Input:
------------------------------------------------
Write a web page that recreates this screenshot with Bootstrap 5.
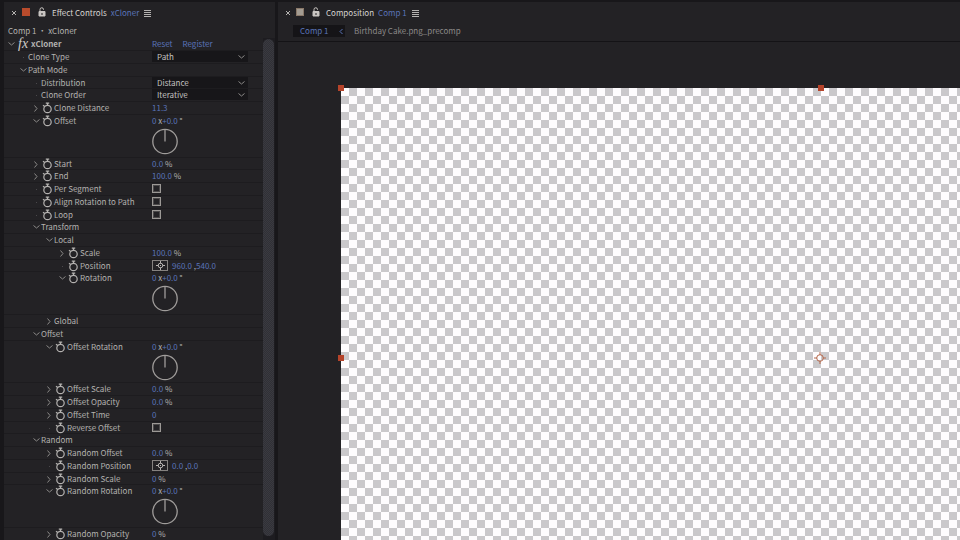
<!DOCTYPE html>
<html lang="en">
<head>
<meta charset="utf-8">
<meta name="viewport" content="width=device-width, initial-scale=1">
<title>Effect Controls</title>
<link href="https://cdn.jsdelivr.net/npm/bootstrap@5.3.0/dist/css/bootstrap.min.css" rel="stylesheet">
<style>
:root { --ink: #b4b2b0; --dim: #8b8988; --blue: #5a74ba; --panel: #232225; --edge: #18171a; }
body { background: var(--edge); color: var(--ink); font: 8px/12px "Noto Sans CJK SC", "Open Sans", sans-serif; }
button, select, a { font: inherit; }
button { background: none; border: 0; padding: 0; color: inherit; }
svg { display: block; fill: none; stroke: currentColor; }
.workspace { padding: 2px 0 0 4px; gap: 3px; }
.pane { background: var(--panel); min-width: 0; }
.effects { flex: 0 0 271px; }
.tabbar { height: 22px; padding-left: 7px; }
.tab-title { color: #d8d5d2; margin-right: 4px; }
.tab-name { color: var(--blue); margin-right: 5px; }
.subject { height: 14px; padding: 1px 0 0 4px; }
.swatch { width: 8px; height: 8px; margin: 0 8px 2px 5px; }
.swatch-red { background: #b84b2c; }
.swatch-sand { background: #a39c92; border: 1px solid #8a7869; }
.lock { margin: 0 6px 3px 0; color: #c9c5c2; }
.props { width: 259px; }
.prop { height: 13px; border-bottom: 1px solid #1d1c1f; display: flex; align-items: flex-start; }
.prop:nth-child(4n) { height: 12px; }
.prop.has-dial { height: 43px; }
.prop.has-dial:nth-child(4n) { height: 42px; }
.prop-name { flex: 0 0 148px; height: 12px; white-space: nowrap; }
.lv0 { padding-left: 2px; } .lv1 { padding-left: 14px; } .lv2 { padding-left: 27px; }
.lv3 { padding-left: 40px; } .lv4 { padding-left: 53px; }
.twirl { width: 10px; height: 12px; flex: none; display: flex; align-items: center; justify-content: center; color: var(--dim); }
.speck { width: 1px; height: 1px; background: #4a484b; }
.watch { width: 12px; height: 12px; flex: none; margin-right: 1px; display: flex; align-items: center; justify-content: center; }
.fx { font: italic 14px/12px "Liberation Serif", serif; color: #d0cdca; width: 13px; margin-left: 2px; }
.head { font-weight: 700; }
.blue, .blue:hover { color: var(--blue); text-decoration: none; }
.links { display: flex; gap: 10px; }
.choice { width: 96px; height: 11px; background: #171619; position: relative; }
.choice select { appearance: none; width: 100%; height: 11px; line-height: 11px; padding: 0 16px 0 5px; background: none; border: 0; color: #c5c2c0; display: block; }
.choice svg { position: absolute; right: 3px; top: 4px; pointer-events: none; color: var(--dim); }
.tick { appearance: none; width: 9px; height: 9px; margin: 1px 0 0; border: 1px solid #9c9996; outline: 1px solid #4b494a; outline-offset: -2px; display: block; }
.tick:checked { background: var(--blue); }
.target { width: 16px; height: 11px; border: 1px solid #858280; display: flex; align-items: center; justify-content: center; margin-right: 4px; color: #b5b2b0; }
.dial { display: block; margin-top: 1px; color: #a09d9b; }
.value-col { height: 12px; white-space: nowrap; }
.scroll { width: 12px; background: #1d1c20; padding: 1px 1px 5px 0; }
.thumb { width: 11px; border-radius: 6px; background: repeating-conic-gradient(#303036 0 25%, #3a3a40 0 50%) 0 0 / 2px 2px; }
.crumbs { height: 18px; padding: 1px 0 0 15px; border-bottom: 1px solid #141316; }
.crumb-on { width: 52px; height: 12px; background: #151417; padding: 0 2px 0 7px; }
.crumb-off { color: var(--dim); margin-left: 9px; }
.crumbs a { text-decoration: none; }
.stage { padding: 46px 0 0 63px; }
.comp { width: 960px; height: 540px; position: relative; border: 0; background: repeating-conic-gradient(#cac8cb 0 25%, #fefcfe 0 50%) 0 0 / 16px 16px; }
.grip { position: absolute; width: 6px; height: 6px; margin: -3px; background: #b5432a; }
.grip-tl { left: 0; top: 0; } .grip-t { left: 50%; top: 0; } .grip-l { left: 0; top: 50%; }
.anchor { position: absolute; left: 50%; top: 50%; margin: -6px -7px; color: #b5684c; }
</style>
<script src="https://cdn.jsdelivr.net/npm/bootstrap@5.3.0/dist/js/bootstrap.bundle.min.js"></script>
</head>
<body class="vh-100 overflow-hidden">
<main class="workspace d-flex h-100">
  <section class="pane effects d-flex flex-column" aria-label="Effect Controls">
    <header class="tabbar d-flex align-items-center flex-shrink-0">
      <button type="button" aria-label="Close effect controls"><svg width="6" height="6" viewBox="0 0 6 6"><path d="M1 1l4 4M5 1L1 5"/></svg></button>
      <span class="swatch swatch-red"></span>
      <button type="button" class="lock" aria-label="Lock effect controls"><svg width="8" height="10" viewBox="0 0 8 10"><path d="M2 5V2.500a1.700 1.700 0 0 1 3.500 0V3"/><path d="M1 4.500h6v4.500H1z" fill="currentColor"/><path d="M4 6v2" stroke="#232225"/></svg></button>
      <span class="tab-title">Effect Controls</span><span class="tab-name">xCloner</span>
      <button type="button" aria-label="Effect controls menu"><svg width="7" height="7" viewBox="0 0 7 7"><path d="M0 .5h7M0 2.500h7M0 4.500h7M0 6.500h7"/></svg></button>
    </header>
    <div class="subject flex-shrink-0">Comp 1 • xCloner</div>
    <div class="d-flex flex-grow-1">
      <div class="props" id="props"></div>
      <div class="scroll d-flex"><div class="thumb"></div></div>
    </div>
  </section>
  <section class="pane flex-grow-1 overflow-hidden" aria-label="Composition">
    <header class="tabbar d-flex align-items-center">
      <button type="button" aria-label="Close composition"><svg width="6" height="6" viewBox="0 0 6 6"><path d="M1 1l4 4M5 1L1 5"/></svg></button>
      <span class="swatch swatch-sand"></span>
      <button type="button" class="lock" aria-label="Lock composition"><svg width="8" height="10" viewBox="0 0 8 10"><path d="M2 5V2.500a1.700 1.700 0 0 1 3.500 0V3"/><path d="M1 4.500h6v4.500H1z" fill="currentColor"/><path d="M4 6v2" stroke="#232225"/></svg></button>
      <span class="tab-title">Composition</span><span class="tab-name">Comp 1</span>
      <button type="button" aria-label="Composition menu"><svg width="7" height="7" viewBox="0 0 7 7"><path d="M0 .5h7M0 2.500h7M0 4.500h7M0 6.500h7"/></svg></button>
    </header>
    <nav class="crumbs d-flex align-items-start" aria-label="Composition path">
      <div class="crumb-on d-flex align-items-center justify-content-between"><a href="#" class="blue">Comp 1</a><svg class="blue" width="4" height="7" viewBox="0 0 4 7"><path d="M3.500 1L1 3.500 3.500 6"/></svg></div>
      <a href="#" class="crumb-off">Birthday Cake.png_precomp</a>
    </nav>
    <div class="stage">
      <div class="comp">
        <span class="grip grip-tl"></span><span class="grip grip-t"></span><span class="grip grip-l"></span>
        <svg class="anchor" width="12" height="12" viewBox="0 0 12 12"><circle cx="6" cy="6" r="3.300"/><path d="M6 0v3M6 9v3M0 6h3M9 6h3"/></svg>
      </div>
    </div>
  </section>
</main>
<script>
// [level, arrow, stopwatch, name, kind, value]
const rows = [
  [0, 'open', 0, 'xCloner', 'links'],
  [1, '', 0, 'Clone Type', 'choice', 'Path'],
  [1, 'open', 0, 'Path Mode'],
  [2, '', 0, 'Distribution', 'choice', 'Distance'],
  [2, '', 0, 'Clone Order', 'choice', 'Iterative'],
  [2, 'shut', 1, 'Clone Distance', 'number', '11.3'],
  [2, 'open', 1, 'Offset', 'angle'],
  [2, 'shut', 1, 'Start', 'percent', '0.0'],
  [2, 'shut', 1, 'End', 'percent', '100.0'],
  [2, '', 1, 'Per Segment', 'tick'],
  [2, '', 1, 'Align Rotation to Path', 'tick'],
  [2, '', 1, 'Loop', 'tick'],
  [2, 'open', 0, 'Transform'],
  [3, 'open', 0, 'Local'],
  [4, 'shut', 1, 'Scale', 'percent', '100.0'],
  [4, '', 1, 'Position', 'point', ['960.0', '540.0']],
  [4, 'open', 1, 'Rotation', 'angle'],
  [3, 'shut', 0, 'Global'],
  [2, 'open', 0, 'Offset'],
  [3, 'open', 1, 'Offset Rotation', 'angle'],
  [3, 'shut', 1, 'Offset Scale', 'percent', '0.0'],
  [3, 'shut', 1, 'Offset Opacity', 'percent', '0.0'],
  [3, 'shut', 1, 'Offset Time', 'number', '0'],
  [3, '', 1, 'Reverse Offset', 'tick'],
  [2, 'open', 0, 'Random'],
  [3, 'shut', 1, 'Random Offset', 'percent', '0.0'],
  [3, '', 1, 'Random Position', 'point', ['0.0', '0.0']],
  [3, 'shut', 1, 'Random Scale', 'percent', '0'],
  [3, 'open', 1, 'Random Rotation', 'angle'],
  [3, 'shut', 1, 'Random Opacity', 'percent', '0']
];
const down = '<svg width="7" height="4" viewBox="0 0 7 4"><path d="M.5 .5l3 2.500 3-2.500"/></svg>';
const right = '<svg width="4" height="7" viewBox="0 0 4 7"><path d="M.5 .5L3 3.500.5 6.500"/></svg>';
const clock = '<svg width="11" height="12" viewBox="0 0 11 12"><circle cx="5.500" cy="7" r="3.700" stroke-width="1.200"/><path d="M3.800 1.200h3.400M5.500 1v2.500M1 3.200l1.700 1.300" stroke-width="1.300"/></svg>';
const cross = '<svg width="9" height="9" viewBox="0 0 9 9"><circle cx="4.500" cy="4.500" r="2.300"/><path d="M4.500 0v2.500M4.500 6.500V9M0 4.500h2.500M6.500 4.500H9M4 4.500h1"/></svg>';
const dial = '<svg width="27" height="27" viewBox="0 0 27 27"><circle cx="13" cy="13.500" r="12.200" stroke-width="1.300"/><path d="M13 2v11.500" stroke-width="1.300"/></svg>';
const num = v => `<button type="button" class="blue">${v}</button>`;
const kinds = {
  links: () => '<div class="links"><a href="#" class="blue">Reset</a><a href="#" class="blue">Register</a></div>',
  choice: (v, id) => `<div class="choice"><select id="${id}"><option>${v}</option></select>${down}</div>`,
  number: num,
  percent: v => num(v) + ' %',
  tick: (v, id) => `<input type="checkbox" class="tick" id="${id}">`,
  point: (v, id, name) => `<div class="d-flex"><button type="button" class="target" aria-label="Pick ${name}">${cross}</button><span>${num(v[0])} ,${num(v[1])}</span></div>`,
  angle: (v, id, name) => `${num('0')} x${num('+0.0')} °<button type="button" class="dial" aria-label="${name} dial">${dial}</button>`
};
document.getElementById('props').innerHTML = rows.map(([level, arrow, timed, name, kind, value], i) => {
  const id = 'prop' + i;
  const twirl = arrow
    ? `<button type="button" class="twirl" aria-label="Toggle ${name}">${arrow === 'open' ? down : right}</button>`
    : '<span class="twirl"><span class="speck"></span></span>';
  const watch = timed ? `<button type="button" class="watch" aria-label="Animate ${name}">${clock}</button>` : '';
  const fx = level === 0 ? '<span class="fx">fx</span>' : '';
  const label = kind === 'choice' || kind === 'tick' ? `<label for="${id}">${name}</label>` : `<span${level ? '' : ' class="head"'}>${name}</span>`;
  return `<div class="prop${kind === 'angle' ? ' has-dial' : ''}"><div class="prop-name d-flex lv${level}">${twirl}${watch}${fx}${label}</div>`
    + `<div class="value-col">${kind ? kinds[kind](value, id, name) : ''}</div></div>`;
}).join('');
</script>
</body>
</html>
------------------------------------------------
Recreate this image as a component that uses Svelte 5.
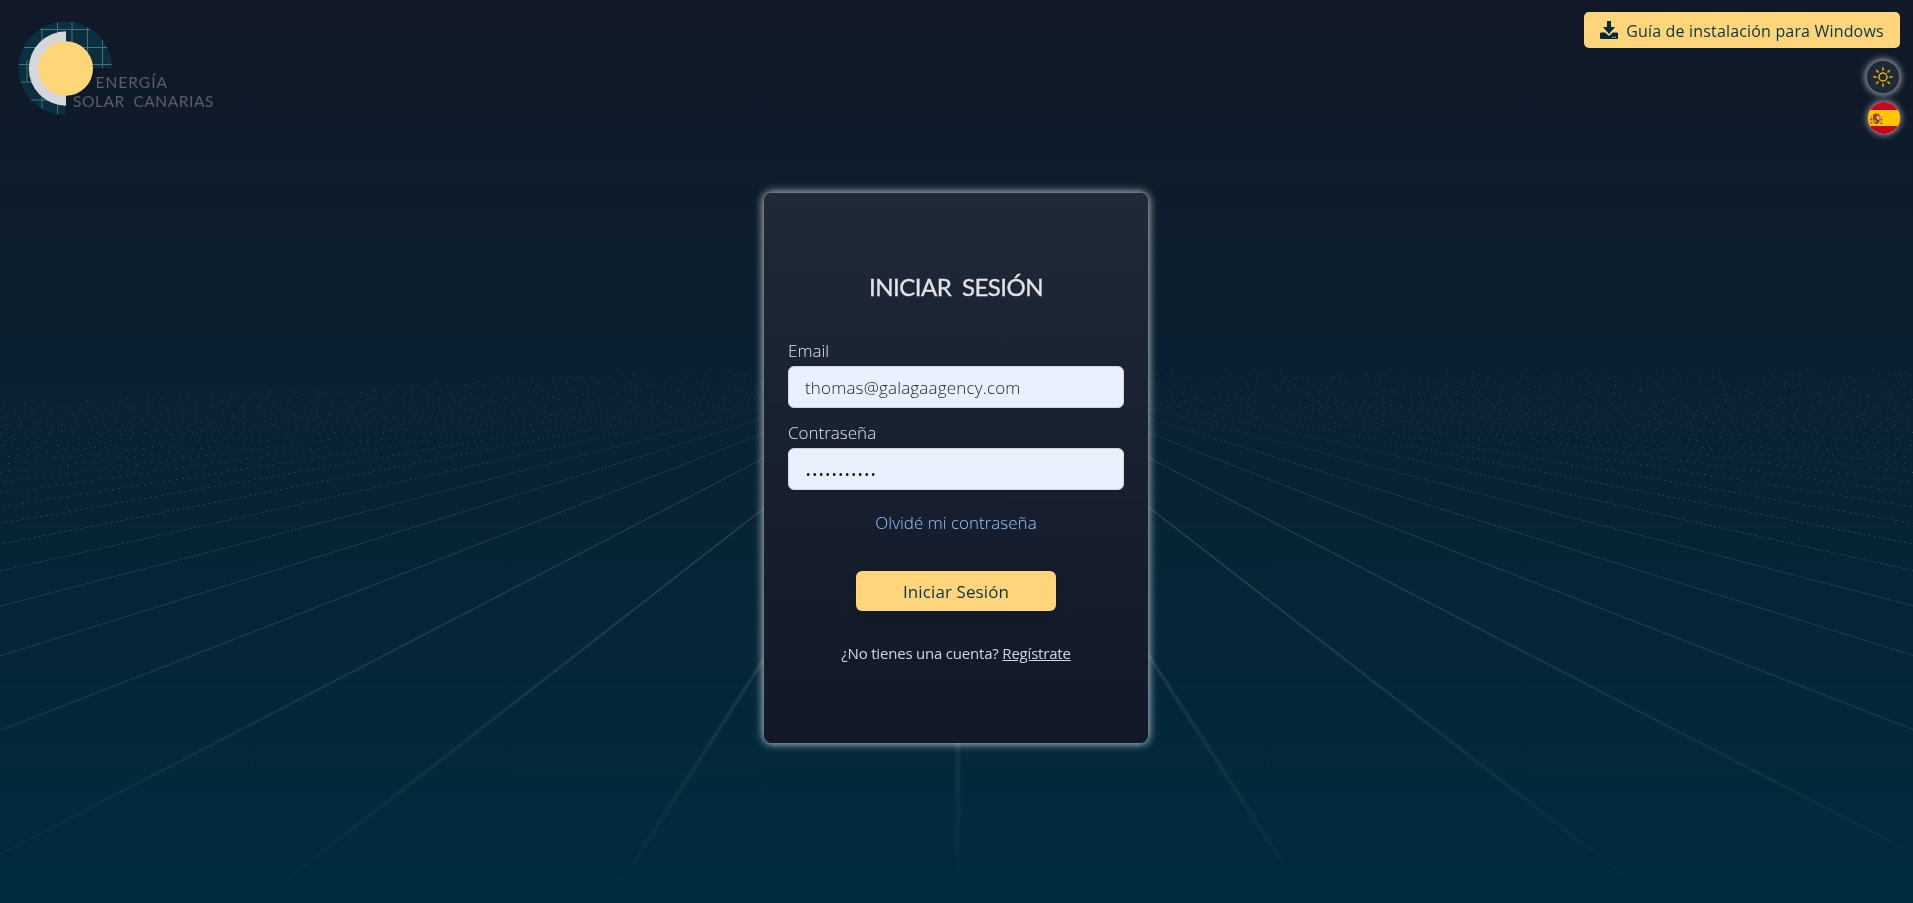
------------------------------------------------
Exercise description: Copy each line of the listing in which the word "that" can be found.

Task solution:
Write a web page that recreates this screenshot with Bootstrap 5.
Recreate this image as a component that uses Svelte 5.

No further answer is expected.